Mahiriki has also used words in her paintings, which help to unite and make sense of these disparate elements. She tells us that the ancient gods came to learn the language of another, to which she has added – the fantasy. With the coming of the missionaries and later of the British colonists and now foreign aid, it is in fact the peoples of the Cook Islands who have learned the language of another. This is a language that vies for supremacy with traditional culture, clashing just as surely as the imported Hibiscus ‘Hawaiian shirt’ pattern of Tangaroa’s Pareu does with the indigenous patterns once seen on canoes and slit-drums also repeated in Mahiriki’s paintings. Then we have the fantasy language of the Cook Islands an outward projection of a tropical paradise of swaying palms, azure lagoon waters, lilting ukulele music and hula dancing to the beat of wooden drums. Yet as Mahiriki implies, this too is learned, and sometimes it conceals the underlying richness of the local culture with its strengths in kinship, and the dense genealogies that connect the ancient and modern worlds which are deeply rooted in an enduring attachment to the land itself.

The title Waiting for the Clouds to Clear ostensibly refers to the summits of Rarotonga’s peaks, which are each morning cloaked in a white mist that gradually clears as the day opens up, yet the very next morning
the clouds have returned. The god Tangaroa contemplates his faith, and he sits waiting for the clouds to clear, perhaps fruitlessly. How long can the traditional culture he represents, broken into so many parts, survive the forces of social change?

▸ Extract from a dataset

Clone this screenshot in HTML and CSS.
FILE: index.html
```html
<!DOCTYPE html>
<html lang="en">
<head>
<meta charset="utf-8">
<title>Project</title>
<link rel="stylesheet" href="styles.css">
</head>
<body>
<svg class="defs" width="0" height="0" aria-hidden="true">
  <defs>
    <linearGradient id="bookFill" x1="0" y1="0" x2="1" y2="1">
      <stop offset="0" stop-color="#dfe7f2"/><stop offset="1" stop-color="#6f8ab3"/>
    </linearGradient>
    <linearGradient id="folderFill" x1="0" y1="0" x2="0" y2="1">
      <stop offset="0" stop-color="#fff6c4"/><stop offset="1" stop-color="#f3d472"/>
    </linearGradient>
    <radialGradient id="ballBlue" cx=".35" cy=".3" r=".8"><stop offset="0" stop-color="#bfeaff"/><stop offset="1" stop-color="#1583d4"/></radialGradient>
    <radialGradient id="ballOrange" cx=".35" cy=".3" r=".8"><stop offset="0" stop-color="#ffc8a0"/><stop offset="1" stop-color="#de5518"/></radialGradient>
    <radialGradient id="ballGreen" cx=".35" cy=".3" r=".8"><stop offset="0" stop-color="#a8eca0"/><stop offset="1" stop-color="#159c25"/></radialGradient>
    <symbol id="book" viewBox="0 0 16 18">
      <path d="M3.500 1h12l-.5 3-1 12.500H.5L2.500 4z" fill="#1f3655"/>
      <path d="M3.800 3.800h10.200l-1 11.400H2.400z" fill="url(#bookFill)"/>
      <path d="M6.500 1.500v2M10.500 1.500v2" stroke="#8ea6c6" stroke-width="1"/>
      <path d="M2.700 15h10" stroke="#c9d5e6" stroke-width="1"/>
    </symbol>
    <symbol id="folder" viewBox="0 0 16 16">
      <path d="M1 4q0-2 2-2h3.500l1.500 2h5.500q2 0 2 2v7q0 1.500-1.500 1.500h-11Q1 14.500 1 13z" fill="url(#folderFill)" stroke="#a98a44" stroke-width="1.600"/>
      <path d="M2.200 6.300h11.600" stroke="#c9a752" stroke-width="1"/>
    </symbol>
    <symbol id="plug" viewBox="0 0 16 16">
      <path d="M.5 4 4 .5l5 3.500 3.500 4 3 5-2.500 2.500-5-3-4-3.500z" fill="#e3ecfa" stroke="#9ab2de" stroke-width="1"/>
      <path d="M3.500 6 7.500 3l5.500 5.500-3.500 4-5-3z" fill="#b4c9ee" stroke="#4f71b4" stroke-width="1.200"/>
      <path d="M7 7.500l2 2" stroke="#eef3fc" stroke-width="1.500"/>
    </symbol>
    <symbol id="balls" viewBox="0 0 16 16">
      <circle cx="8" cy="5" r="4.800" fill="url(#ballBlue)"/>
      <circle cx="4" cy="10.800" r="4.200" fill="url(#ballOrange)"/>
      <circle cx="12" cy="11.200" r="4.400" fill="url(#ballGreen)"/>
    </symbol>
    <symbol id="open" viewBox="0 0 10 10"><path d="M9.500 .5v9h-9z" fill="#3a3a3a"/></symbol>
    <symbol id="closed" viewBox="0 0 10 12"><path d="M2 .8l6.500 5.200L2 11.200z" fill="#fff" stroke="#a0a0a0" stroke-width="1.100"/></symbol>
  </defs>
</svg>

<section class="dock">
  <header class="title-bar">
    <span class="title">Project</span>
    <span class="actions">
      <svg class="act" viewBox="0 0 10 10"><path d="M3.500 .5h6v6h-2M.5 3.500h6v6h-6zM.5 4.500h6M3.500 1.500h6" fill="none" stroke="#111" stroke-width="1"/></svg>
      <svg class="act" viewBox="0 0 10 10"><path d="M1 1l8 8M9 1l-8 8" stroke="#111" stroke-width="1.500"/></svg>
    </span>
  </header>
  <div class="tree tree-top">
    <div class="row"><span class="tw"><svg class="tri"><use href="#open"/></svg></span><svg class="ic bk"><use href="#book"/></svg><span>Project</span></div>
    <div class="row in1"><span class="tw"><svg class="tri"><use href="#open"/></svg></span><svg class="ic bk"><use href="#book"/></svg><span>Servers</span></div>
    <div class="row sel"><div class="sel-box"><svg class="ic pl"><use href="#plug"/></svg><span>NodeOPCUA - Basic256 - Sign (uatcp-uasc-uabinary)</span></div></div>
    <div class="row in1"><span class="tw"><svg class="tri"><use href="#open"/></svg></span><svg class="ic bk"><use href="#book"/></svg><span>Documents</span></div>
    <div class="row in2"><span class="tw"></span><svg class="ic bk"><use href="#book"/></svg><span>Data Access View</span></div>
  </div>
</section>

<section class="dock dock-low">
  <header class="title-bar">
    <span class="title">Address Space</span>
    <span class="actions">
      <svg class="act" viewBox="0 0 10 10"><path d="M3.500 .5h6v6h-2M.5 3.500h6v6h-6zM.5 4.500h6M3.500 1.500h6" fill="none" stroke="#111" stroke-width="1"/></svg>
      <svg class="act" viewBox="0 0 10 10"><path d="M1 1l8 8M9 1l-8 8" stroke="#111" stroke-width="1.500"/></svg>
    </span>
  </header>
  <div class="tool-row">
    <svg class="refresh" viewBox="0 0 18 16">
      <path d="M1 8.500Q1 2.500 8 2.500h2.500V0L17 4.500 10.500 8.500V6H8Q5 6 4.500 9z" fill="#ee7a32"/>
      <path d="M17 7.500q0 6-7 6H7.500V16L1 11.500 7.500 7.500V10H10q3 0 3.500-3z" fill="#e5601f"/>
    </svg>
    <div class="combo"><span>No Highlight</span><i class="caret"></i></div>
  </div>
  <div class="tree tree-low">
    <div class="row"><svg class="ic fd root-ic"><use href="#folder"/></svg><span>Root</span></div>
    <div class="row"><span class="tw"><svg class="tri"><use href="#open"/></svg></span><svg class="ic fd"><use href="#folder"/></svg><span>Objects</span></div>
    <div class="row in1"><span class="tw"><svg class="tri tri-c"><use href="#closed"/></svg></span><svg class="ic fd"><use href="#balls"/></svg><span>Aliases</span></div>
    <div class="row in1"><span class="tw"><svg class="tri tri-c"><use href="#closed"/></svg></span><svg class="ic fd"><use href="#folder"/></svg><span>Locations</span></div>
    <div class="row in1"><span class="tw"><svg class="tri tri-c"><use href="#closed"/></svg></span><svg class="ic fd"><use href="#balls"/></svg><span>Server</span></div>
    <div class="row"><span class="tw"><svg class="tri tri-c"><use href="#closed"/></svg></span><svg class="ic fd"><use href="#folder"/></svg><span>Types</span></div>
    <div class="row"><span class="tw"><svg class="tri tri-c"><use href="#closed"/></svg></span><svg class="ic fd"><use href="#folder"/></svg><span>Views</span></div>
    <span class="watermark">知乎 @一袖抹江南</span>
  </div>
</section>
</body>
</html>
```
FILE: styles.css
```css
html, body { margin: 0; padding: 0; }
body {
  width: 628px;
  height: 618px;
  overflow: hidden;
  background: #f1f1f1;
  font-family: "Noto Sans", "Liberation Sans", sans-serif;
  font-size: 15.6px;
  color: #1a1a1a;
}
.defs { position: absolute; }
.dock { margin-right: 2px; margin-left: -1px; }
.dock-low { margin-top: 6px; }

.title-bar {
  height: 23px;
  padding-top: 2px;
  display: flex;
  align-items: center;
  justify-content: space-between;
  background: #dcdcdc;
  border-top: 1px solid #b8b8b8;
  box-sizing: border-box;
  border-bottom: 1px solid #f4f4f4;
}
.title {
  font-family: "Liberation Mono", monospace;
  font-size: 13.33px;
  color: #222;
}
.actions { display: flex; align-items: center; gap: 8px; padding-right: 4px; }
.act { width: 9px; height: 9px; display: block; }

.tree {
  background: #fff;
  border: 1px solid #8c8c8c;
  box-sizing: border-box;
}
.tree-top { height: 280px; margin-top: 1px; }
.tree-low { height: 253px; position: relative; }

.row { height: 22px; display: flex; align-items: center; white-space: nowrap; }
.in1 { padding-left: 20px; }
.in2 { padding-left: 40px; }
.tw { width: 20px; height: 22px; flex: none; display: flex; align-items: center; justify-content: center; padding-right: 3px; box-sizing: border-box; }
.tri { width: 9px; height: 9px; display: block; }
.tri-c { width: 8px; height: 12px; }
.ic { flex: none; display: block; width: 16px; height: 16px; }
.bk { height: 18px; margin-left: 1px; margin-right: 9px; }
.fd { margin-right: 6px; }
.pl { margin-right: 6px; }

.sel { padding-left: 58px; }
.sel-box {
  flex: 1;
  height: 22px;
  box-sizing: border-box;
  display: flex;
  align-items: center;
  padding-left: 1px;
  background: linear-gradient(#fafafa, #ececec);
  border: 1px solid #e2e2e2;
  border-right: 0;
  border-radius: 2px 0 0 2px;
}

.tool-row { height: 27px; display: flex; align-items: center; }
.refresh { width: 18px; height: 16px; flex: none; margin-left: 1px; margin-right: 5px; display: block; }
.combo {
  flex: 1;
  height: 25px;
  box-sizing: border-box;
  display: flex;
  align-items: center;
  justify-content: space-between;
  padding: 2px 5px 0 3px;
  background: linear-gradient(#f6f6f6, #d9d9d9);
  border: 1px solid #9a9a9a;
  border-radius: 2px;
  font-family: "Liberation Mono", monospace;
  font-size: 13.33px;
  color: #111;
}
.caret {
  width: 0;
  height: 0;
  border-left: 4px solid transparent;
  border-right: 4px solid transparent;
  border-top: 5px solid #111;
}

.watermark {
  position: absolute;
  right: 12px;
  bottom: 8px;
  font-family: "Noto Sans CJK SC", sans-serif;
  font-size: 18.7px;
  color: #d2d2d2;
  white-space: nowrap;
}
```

Now when I think of Mahiriki’s colourful pattern work – formed as it is by diverse, intersecting lines – I see its truer meaning, for these lines mark the fractures and connections between past and present. This is the reality of a Pacific nation that daily questions its traditions and culture. To non-Polynesians, paintings that deal with these kinds of issues are supposed to possess a kind of visual bleakness, so Mahiriki Tangaroa’s works are deceptive in their beauty. In truth, they are statements of uncertainty and longing, and I revel in the way they invoke the complexity of the Cook Islands.

Published: Essentials Magazine, Autumn, 2009.